A parent company can write a strategy which encompasses its subsidiaries, however, if the subsidiaries deviate from the parent strategy they will have to note that in their own reporting.

What constitutes a business relationship?

The Proposed Directive defines this as subsidiaries and commercial relationships of a firm throughout its value chain, including suppliers and sub-contractors which are directly linked to the firm’s business operations, products or services.

What is a firm’s value chain?

Again this is defined by the Proposed Directive. It includes all activities, operations, business relationships and investment chains of a firm and includes entities with which the firm has a direct or indirect business relationship upstream or downstream and which either:

 

  • supply products, parts of products or services that contribute to the firm’s own products or services; or
  • receive products or services from the firm

 

It is the requirement for firms to impose their policies on both upstream and downstream business partners which makes “battle of the policies” conflicts likely.

What are the next steps?

The European Parliament passed a resolution approving a proposed text of the Proposed Directive in March 2021. The Commission is conducting an impact assessment and was expected to publish a draft directive in substantially the terms of the Proposed Directive in June 2021, however, the Commission missed this deadline and now says that the draft directive is expected before the end of 2021.
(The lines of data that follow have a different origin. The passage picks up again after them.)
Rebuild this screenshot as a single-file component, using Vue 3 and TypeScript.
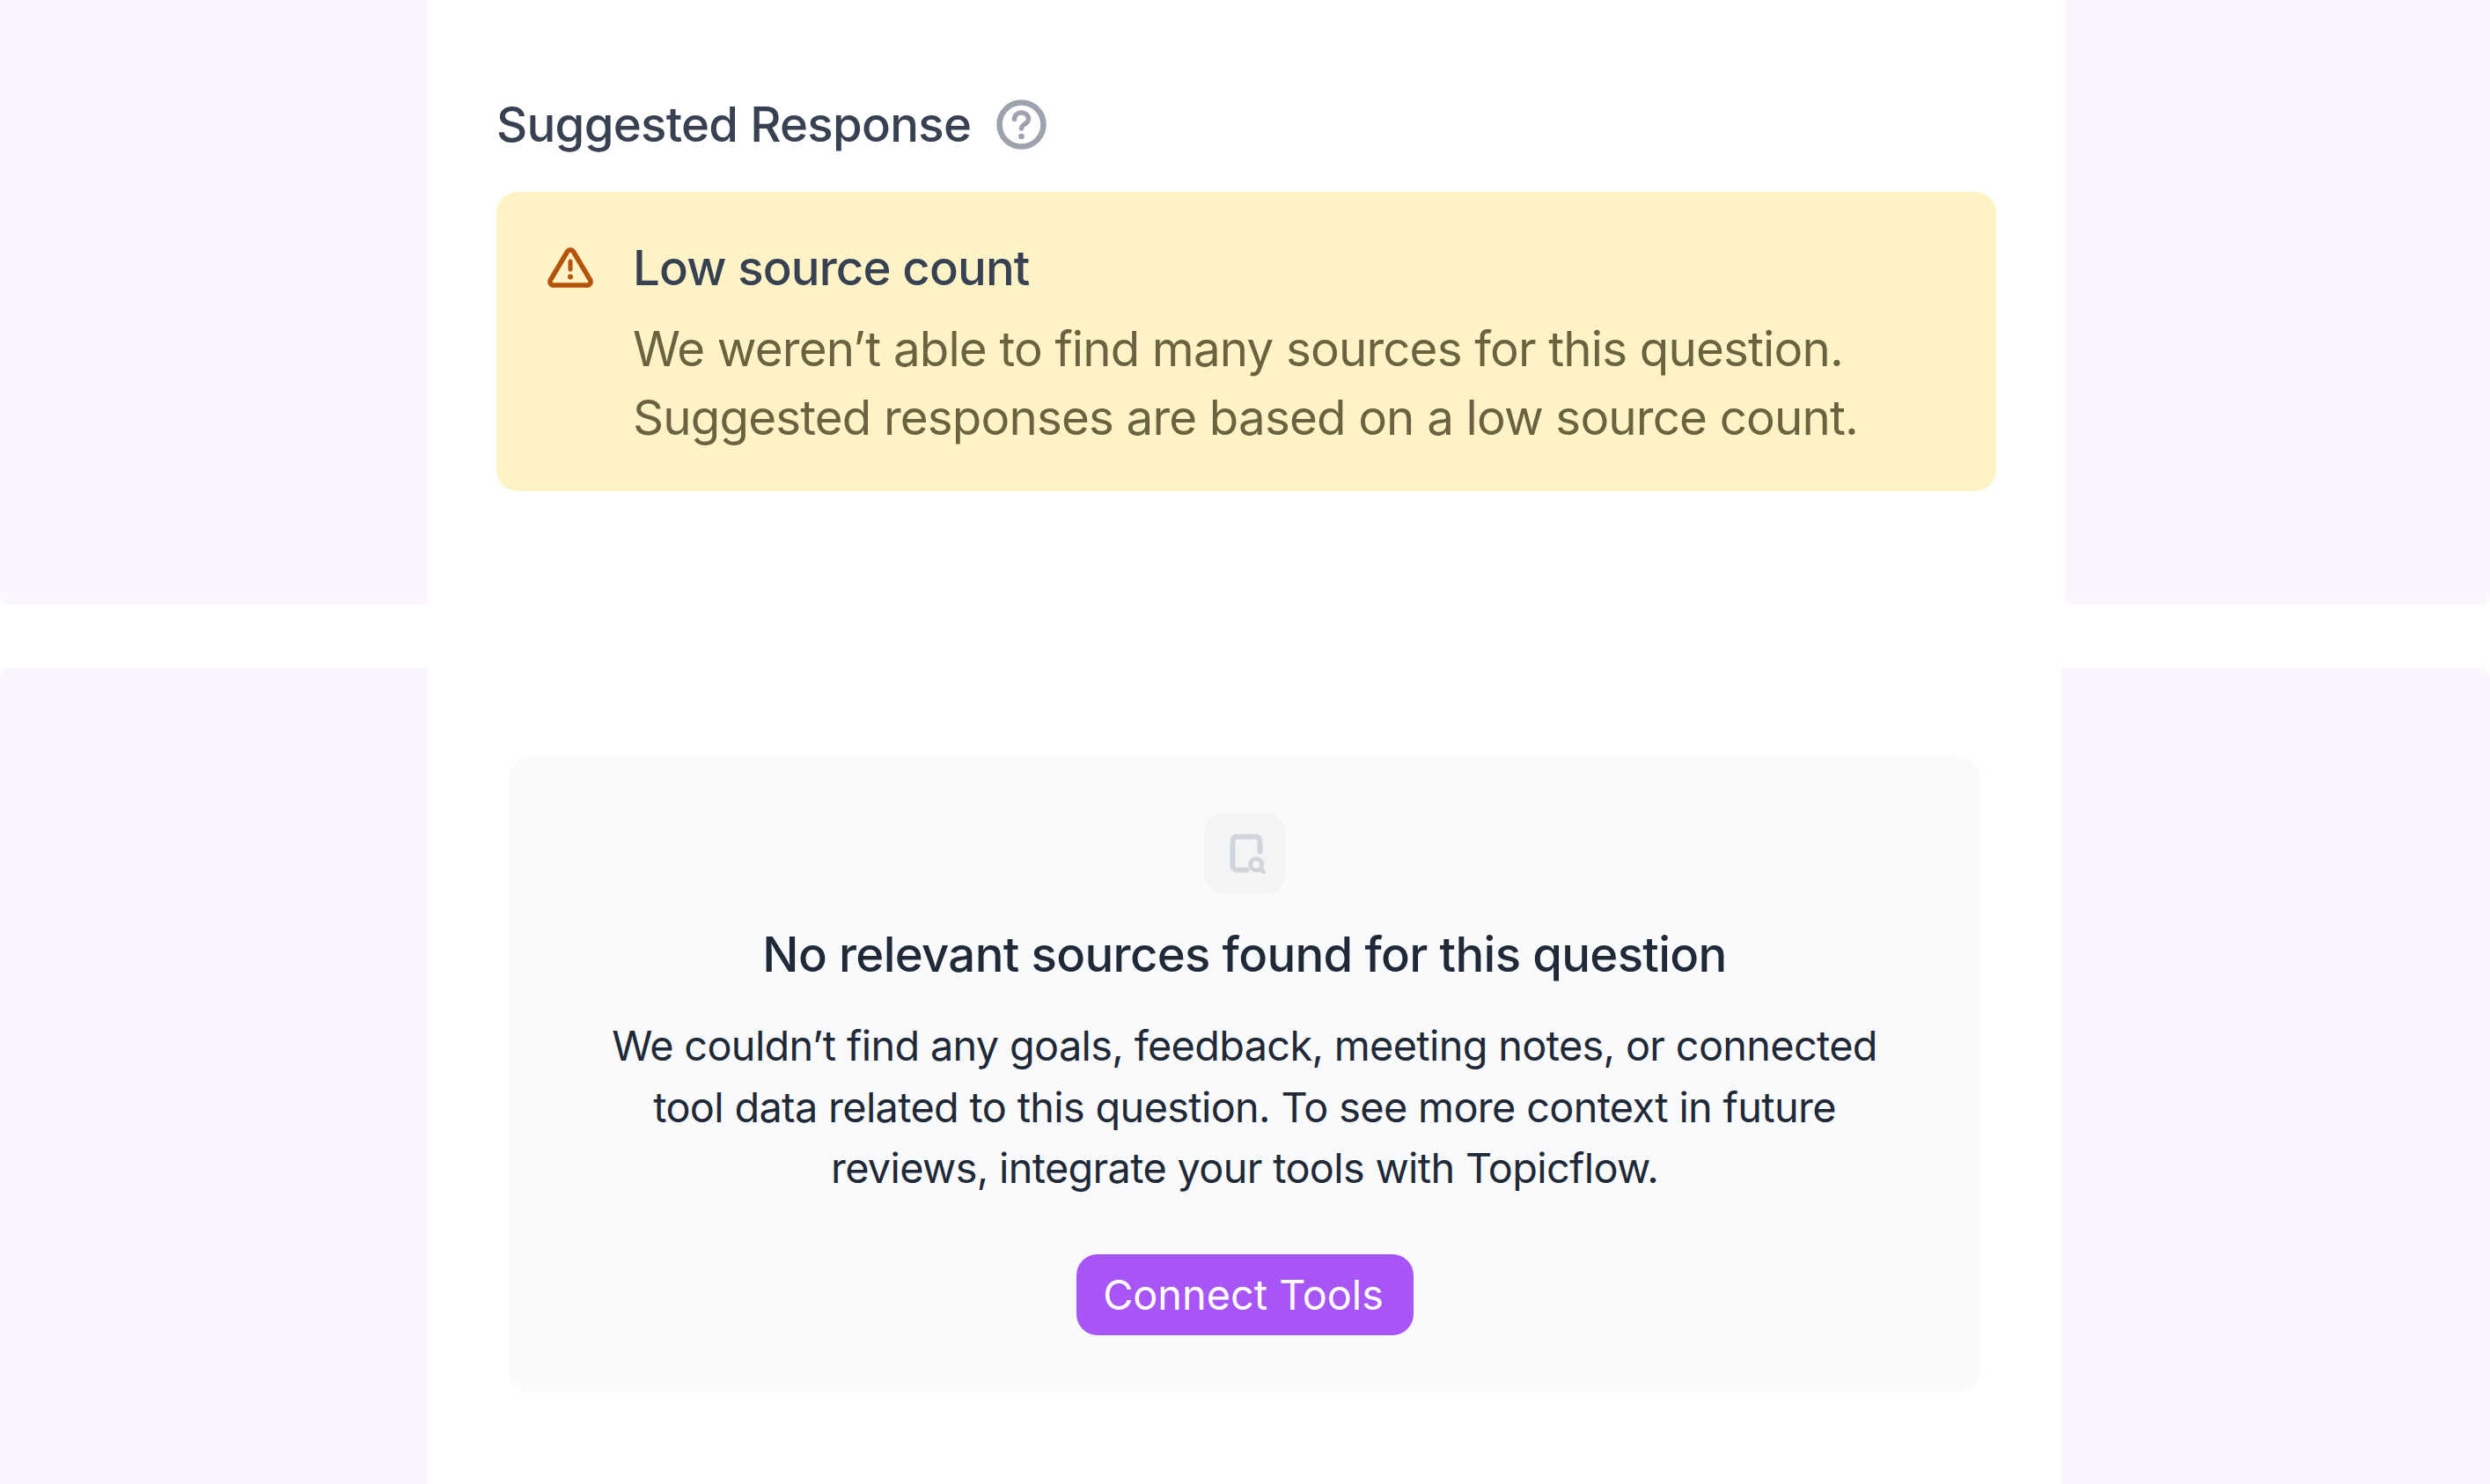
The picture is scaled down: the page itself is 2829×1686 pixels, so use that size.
<template>
  <div class="page">
    <section class="band band--top">
      <div class="side side--left"></div>
      <div class="column column--top">
        <div class="heading">
          <h2>Suggested Response</h2>
          <svg class="help" viewBox="0 0 57 57" fill="none">
            <circle cx="28.5" cy="28.5" r="25" stroke="#9ca3af" stroke-width="6.500" />
            <path d="M20.5 22.5c0-4.5 3.6-7.5 8-7.5s8 3 8 7c0 3.2-1.900 4.600-4.200 6-2.200 1.400-3.800 2.600-3.800 5" stroke="#9ca3af" stroke-width="5.500" stroke-linecap="round" />
            <circle cx="28.500" cy="42" r="3.300" fill="#9ca3af" />
          </svg>
        </div>
        <div class="alert">
          <svg class="alert-icon" viewBox="0 0 52 46" fill="none">
            <path d="M22.500 5 3.500 37a4 4 0 0 0 3.500 6h38a4 4 0 0 0 3.500-6L29.500 5a4 4 0 0 0-7 0Z" stroke="#b45309" stroke-width="5.500" stroke-linejoin="round" />
            <path d="M26 16v9" stroke="#b45309" stroke-width="5" stroke-linecap="round" />
            <circle cx="26" cy="33.500" r="3" fill="#b45309" />
          </svg>
          <div>
            <h3>Low source count</h3>
            <p>We weren’t able to find many sources for this question.<br />Suggested responses are based on a low source count.</p>
          </div>
        </div>
      </div>
      <div class="side side--right"></div>
    </section>

    <section class="band band--bottom">
      <div class="side side--left"></div>
      <div class="column column--bottom">
        <div class="empty">
          <div class="empty-tile">
            <svg viewBox="-9.500 -3.500 56 56" fill="none" stroke="#d1d5db" stroke-linecap="round">
              <path d="M36 22V10a5 5 0 0 0-5-5H10a5 5 0 0 0-5 5v28a5 5 0 0 0 5 5h11" stroke-width="6" />
              <circle cx="31.700" cy="36.700" r="6.500" stroke-width="5" />
              <path d="m37.500 42.500 2.500 2.500" stroke-width="5" />
            </svg>
          </div>
          <h3>No relevant sources found for this question</h3>
          <p>We couldn’t find any goals, feedback, meeting notes, or connected<br />tool data related to this question. To see more context in future<br />reviews, integrate your tools with Topicflow.</p>
          <button type="button" class="connect">Connect Tools</button>
        </div>
      </div>
      <div class="side side--right"></div>
    </section>
  </div>
</template>

<script setup lang="ts">
</script>

<style>
html,
body {
  margin: 0;
  background: #fff;
}
</style>

<style scoped>
.page {
  width: 2829px;
  height: 1686px;
  display: flex;
  flex-direction: column;
  gap: 72px;
  overflow: hidden;
  font-family: Inter, "Liberation Sans", sans-serif;
}

.band {
  display: flex;
}

.band--top {
  height: 687px;
}

.band--bottom {
  height: 927px;
}

.side {
  width: 486px;
  flex: none;
  background: #faf5ff;
}

.band--top .side--left {
  border-bottom-left-radius: 12px;
}

.band--top .side--right {
  width: 483px;
  border-bottom-right-radius: 12px;
}

.band--bottom .side--left {
  border-top-left-radius: 12px;
}

.band--bottom .side--right {
  width: 487px;
  border-top-right-radius: 12px;
}

.column {
  flex: 1;
  min-width: 0;
  background: #fff;
}

.column--top {
  padding: 101px 78px 0;
}

.column--bottom {
  padding: 101px 92px 0;
}

.heading {
  display: flex;
  align-items: center;
  gap: 29px;
  height: 80px;
  margin-bottom: 37px;
}

.heading h2 {
  margin: 0;
  font-size: 54.500px;
  letter-spacing: -0.700px;
  line-height: 80px;
  font-weight: 500;
  color: #374151;
}

.help {
  width: 57px;
  height: 57px;
}

.alert {
  display: flex;
  gap: 45px;
  height: 340px;
  box-sizing: border-box;
  padding: 50px 58px 0;
  background: #fef3c7;
  border-radius: 24px;
}

.alert-icon {
  width: 52px;
  height: 46px;
  flex: none;
  margin-top: 13px;
}

.alert h3 {
  margin: 0 0 18px;
  font-size: 54.500px;
  letter-spacing: -0.850px;
  line-height: 72px;
  font-weight: 500;
  color: #374151;
}

.alert p {
  margin: 0;
  font-size: 54.700px;
  letter-spacing: -0.840px;
  line-height: 77.500px;
  font-weight: 400;
  color: #6b6240;
}

.empty {
  height: 721px;
  box-sizing: border-box;
  padding-top: 63px;
  display: flex;
  flex-direction: column;
  align-items: center;
  background: #f9fafb;
  border-radius: 24px;
  text-align: center;
}

.empty-tile {
  width: 93px;
  height: 93px;
  display: flex;
  align-items: center;
  justify-content: center;
  background: #f3f4f6;
  border-radius: 24px;
}

.empty-tile svg {
  width: 56px;
  height: 56px;
}

.empty h3 {
  margin: 32px 0 0;
  font-size: 54.500px;
  letter-spacing: -0.670px;
  line-height: 72px;
  font-weight: 500;
  color: #1f2937;
}

.empty p {
  margin: 34px 0 0;
  font-size: 46.800px;
  letter-spacing: -0.650px;
  line-height: 69.500px;
  font-weight: 400;
  color: #1f2937;
}

.connect {
  width: 383px;
  height: 92px;
  margin-top: 62px;
  padding: 0 3px 0 0;
  border: 0;
  border-radius: 24px;
  background: #a855f7;
  color: #fff;
  font: 400 46.800px Inter, "Liberation Sans", sans-serif;
}
</style>
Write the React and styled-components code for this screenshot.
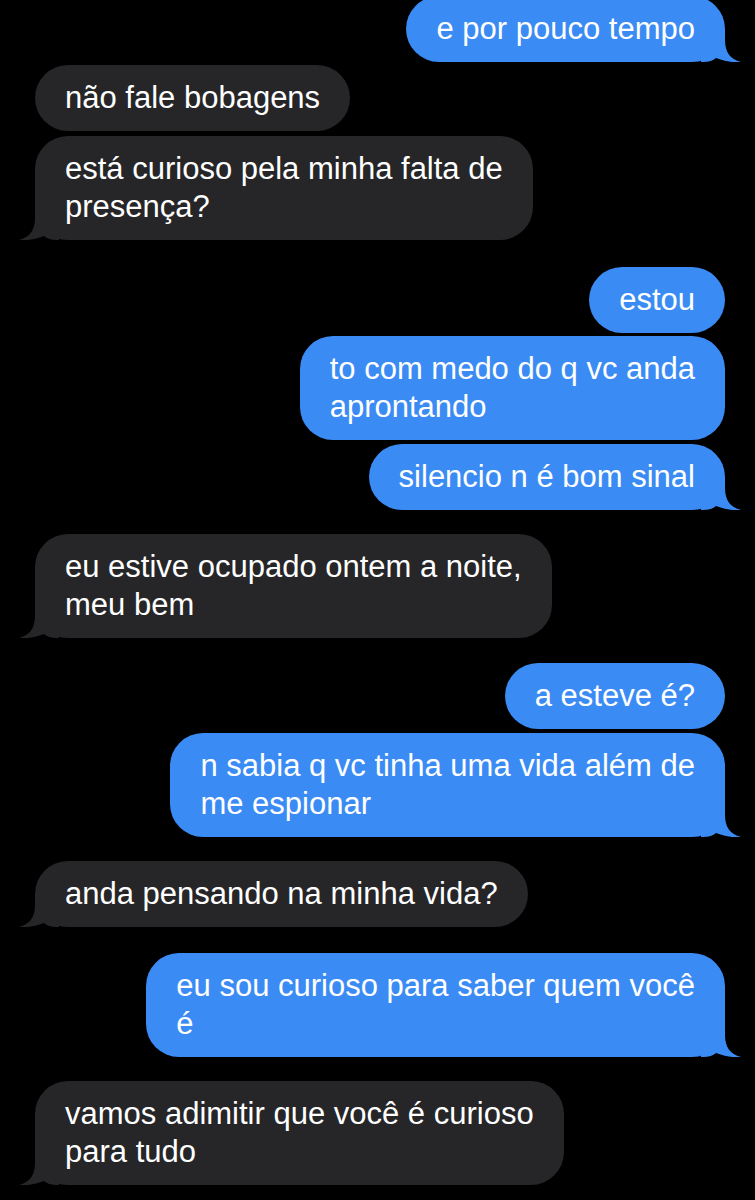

Once the Commission’s draft directive is prepared it will start work on non-binding guidance on how to comply, however, that guidance may not be available for 18 months. Firms should start working out how to comply with the directive before the guidance is available. The guidance is expected to take account of existing UN, ILO and OECD human rights, environmental and governance principles and guidelines, which firms can access now as part of their preparation.

If the directive is implemented in the usual way without any postponed provisions, it will need to be implemented by Member States within two years of its adoption, so may come into force as early as the first half of 2024.